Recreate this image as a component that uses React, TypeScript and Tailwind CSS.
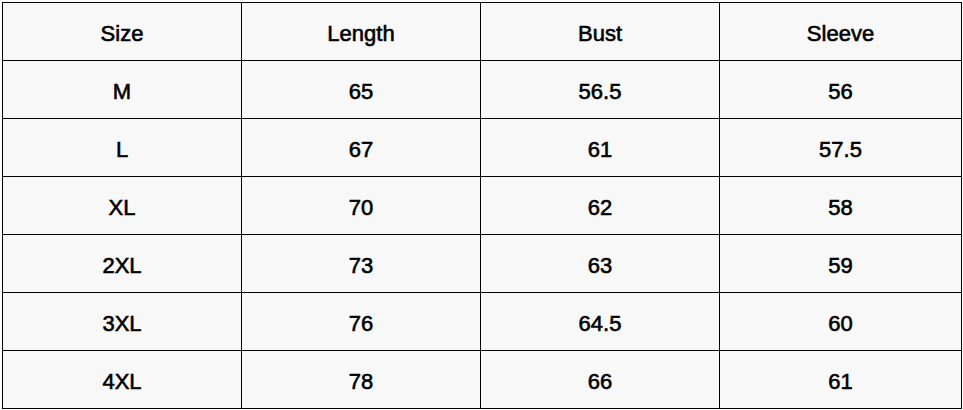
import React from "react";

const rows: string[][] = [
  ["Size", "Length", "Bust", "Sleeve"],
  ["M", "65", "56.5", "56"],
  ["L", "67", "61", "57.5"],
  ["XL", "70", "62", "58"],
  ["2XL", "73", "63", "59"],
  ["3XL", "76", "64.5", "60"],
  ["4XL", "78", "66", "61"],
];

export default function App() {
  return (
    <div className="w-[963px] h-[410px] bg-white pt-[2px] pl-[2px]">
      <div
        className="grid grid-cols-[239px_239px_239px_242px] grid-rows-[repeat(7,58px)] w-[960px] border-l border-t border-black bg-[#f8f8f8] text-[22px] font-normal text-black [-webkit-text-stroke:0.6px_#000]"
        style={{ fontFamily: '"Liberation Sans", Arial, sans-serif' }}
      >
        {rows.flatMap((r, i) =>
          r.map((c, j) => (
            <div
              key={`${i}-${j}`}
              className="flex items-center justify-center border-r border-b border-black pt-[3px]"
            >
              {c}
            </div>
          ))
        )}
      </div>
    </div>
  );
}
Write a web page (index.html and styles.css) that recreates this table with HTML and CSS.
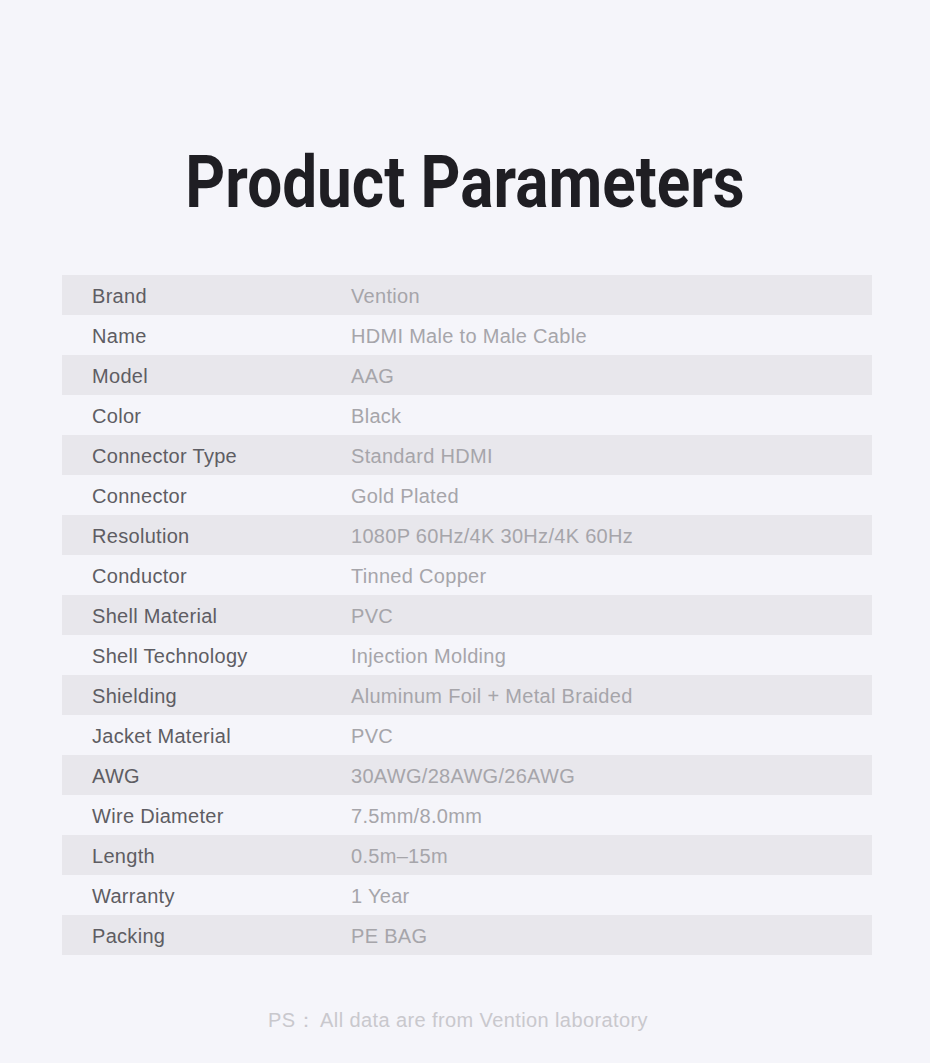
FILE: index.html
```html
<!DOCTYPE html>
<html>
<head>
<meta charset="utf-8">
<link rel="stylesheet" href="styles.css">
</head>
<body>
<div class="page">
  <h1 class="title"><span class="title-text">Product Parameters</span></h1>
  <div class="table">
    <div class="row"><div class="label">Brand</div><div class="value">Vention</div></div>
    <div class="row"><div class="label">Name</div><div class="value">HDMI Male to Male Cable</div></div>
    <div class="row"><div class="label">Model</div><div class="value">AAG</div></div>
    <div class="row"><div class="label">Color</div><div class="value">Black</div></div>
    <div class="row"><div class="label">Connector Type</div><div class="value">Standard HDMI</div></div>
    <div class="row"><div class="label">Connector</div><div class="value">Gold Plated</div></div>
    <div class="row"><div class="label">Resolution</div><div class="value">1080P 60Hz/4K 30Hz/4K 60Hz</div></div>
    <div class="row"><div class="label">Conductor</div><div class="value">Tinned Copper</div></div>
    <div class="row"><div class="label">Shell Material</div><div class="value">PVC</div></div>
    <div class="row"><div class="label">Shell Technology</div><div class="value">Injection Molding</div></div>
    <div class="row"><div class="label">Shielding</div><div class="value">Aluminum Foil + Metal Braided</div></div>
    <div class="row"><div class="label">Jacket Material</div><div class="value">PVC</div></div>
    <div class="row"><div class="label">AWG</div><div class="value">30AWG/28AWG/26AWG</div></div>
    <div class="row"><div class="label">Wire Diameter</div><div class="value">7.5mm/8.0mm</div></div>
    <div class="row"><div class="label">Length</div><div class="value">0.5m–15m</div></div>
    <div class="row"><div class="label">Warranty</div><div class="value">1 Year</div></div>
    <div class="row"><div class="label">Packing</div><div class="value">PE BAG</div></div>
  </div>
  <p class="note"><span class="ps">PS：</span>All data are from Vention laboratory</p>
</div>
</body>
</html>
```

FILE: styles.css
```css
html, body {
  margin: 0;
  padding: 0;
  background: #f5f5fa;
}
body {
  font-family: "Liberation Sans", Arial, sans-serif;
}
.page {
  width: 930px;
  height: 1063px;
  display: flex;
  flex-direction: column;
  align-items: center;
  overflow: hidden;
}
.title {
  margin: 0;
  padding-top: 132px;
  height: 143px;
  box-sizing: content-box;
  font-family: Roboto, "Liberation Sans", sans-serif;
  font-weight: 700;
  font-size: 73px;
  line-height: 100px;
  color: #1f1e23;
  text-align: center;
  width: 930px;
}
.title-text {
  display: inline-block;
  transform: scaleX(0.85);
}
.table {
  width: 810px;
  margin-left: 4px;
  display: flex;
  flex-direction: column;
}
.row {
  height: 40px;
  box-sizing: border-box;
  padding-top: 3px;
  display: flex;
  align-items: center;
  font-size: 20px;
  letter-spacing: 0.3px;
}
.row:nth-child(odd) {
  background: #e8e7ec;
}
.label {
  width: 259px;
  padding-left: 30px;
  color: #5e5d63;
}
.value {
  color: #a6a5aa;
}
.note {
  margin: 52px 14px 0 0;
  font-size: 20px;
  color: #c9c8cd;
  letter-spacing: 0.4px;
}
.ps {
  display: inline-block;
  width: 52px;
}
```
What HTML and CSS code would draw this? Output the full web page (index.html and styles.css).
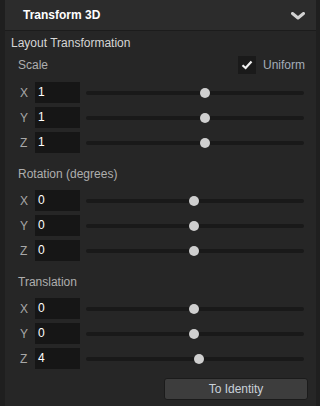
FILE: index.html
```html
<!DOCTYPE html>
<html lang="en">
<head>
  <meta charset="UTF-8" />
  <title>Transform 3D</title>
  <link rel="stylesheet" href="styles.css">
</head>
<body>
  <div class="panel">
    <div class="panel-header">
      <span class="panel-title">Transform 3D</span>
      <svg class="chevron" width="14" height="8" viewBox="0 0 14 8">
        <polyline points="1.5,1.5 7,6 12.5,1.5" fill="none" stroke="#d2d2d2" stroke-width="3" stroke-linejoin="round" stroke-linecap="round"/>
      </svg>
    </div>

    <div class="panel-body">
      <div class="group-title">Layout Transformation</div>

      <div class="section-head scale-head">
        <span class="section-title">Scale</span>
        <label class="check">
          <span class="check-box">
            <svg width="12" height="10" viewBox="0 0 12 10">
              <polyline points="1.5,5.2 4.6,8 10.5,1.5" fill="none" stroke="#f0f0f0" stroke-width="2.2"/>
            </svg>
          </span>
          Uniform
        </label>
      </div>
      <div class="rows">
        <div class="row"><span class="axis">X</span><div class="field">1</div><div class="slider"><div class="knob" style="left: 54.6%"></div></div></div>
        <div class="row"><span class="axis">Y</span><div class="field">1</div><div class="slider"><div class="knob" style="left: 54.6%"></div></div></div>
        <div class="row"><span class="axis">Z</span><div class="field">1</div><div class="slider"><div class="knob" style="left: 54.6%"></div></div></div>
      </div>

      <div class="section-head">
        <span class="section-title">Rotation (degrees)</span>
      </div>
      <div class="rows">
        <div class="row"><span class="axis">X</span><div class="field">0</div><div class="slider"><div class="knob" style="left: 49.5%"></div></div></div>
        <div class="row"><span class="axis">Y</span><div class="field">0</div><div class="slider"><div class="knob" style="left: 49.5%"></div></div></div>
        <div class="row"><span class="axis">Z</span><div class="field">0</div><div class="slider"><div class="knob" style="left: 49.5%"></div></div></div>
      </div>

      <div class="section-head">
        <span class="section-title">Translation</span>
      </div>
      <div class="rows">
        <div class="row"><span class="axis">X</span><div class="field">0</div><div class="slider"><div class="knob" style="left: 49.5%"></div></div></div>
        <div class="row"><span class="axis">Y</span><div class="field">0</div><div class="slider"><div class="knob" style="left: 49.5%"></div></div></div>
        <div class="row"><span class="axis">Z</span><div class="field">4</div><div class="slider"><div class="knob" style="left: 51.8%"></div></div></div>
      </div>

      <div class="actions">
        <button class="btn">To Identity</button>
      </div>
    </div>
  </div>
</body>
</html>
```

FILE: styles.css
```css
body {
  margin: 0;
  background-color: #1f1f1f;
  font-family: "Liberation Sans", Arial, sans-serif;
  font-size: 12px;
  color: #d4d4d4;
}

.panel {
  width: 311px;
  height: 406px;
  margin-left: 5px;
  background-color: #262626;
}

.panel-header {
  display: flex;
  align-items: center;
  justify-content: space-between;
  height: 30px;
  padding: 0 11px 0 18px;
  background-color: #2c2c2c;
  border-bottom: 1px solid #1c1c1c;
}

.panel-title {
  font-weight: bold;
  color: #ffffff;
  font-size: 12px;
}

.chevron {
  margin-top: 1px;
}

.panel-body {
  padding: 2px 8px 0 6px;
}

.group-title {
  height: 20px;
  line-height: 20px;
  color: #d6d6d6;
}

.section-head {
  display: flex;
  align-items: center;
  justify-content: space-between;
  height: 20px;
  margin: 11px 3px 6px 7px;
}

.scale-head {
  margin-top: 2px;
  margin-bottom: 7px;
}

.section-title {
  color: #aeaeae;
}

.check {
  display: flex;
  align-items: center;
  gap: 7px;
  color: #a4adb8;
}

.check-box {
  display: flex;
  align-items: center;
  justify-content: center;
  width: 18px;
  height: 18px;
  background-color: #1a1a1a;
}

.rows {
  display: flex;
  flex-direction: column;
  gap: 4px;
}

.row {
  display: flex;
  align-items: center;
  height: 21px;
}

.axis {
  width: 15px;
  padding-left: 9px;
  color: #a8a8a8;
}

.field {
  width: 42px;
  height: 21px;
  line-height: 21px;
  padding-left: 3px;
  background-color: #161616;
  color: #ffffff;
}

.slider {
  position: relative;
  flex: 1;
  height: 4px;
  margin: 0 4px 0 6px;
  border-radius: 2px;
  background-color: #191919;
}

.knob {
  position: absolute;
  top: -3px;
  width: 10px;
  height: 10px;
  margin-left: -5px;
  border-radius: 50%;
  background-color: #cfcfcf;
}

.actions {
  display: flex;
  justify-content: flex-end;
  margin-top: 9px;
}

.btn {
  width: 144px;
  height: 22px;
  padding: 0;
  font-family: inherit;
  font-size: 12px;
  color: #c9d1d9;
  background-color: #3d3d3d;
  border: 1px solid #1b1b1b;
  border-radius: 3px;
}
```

= = = = = = =

=== Objective ===
Only the number is wanted: how many lines of the material contain the word "that"?

=== Complete answer ===
2